In 2008, while the IT Act was amended to bring in elements of cybersecurity and reframe some provisions, as well as clarify confusion over surveillance sections, the rules under the Act were passed in 2009.
This brings in another critical and fascinating aspect of surveillance. If you have powers to carry out legal surveillance, you have to also specify who can do it. Post 1996, the govt created a gazette notification empowering 8 central agencies and the state police to intercept.
In 2011, this list was expanded to also include R&AW. Why an external intelligence agency was given the powers to snoop on Indian citizens when you already have the Intelligence Bureau
But here's the biggest question that is never addressed.
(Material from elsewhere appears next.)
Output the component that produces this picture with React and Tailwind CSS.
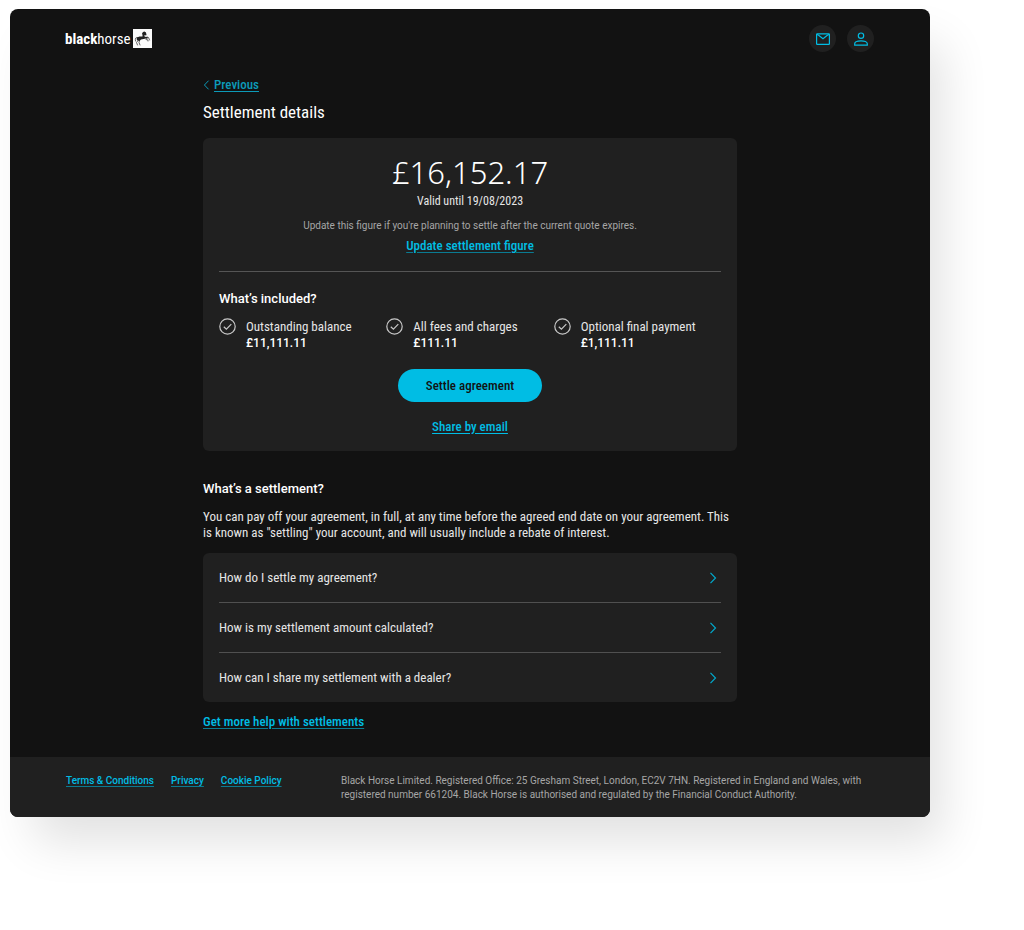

What's the legal status of the agencies like the IB, R&AW, etc which have the powers to snoop on citizens?
Turns out that agencies like the IB were created by colonial Britain via a telegram! And even though the Constitution has provision for agencies to be created by an Act of Parliament, this was *never* done!
This has been done deliberately because every government wants to manipulate these agencies for political use. Ask yourself this. If you are illegally under surveillance, what is your protection? Fact: NONE
In India, there is no judicial or Parliamentary oversight of surveillance. Only bureaucratic. But are they up to the job? Read on.
A few years ago I filed an RTI asking how many phones are tapped at the federal/central level anually?
The answer, under RTI from MHA:
100,000!
That means:
Annual 100,000 applications
Monthly: 7000 to 9000
Per day: 300
Only one person, the union home secretary, has to sign at least 300 orders every day!
Can she/he apply her mind to this at all?
Can the monitoring committee protect your privacy and prevent illegal snooping?
NO
Three bureaucrats get just a couple of hours every month to look at over 10,000 numbers and 1000s of emails under surveillance.
Just a couple of hours. That's all.
So the agencies notified by the Modi Govt, are the *same* empowers for telephone surveillance for decades. It's not new. The powers are not new. The implications are not new. Modi Govt is as guilty as past governments of expanding surveillance on citizens.
But is surveillance helping? Ask yourself this:
Is terrorism down?
Is tax evasion down?
Is corruption down?
Is law and order better?

If your answer is a NO, then you know how successful surveillance really is.
And if you don't believe me, take all the terror cases in courts right now, and check how much of it is supported by evidence collected under legal surveillance. You will be shocked.
So you may want to ask where is all this surveillance material going? And who is using it? And for what?

The common answer to all this is the Government. Whoever is in power uses this massive surveillance machinery to spy on us, the citizens. And this won't change unless...
... Unless we realise how dangerous this is and what surveillance does to a democracy. It gives power to a very few people to control the rest of us. And we don't even realise it. That's what surveillance does.